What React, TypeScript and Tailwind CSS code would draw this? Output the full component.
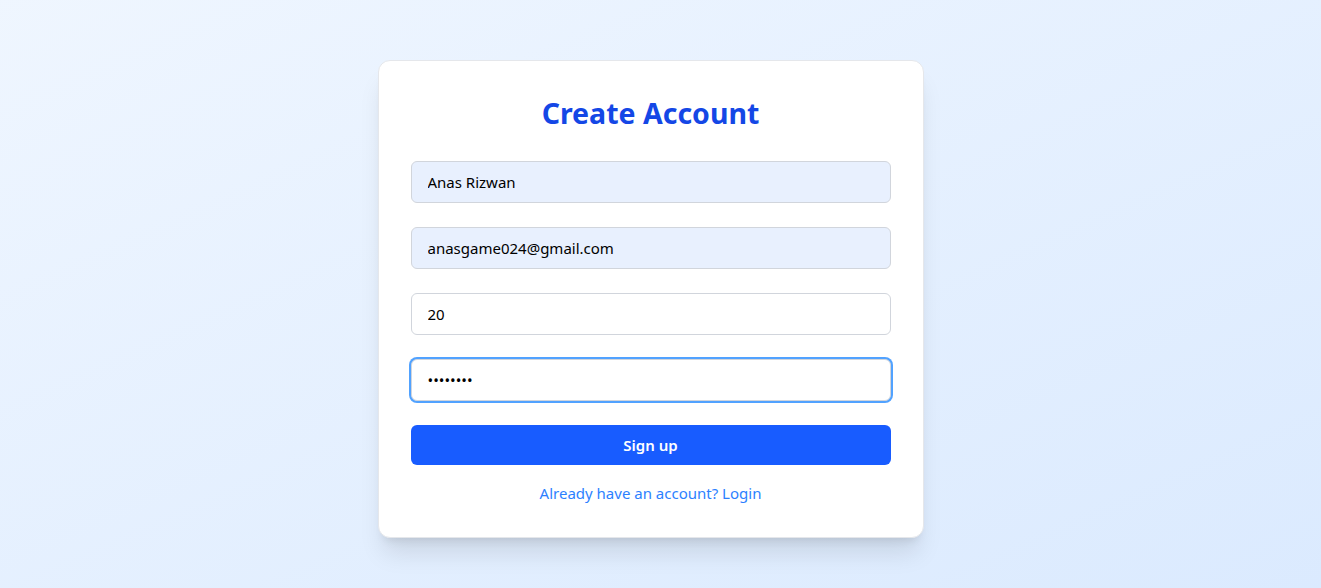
import React from 'react'

const inputBase =
  'w-full px-4 py-2 text-[15px] leading-6 text-black rounded-md border border-gray-300 outline-none'

const App = () => {
  return (
    <div
      className='min-h-screen w-full flex justify-center pt-[60px] pr-[20px] bg-gradient-to-br from-blue-50 to-blue-100'
      style={{ fontFamily: '"Noto Sans", "Open Sans", sans-serif' }}
    >
      <div className='w-[546px] h-fit bg-white rounded-xl border border-gray-200 shadow-xl p-8'>
        <h1 className='text-[28.5px] leading-9 font-bold text-blue-700 text-center mt-[2px] mb-[30px]'>
          Create Account
        </h1>

        <form className='flex flex-col gap-6' onSubmit={(e) => e.preventDefault()}>
          <input type='text' defaultValue='Anas Rizwan' className={`${inputBase} bg-[#e8f0fe]`} />
          <input type='email' defaultValue='anasgame024@gmail.com' className={`${inputBase} bg-[#e8f0fe]`} />
          <input type='number' defaultValue='20' className={`${inputBase} bg-white`} />
          <input
            type='password'
            defaultValue='12345678'
            autoFocus
            className={`${inputBase} bg-white ring-2 ring-blue-400 border-blue-400 caret-black`}
          />
          <button
            type='submit'
            className='w-full py-2 rounded-md bg-[#185cff] text-white font-semibold text-[15px] leading-6'
          >
            Sign up
          </button>
        </form>

        <p className='mt-4 text-center text-[15px] leading-6 text-blue-500'>
          <a href='#'>Already have an account? Login</a>
        </p>
      </div>
    </div>
  )
}

export default App
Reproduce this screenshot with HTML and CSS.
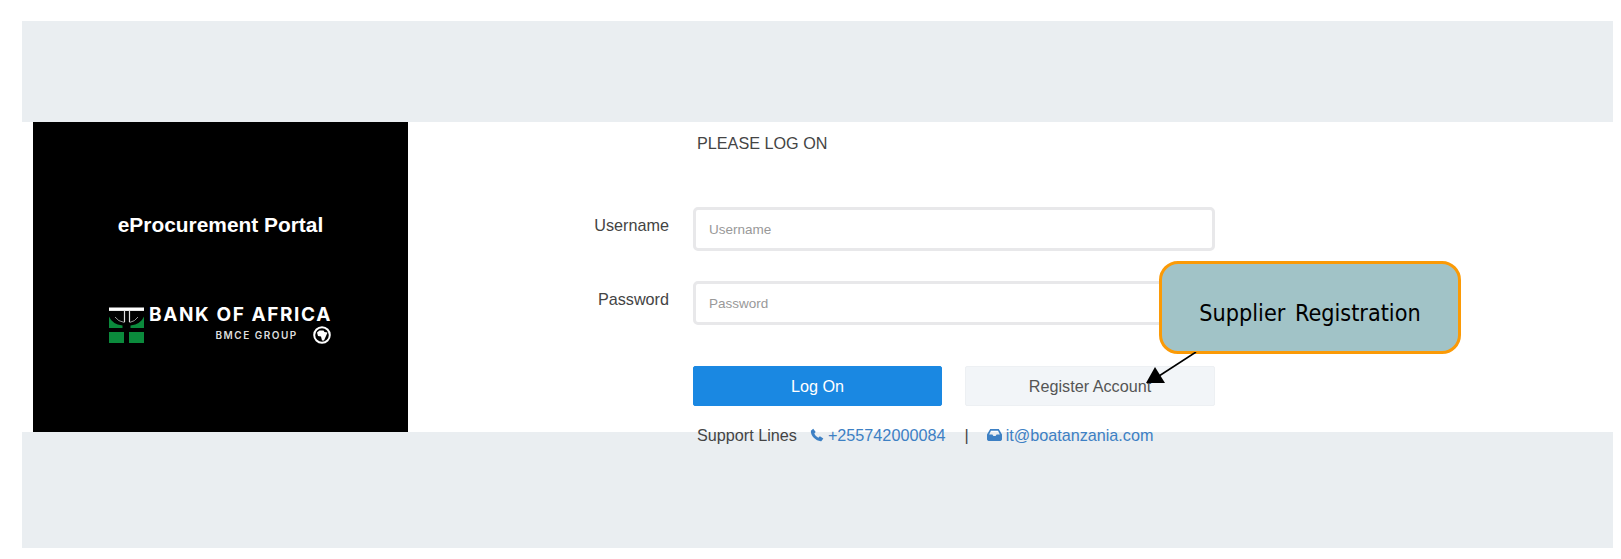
◇ ◇ ◇ ◇ ◇ ◇ ◇
Search the data for the word "this" and copy each line where it appears.

Exercise result
What React, TypeScript and Tailwind CSS code would draw this? Output the full component.
Reproduce this screenshot with HTML and CSS.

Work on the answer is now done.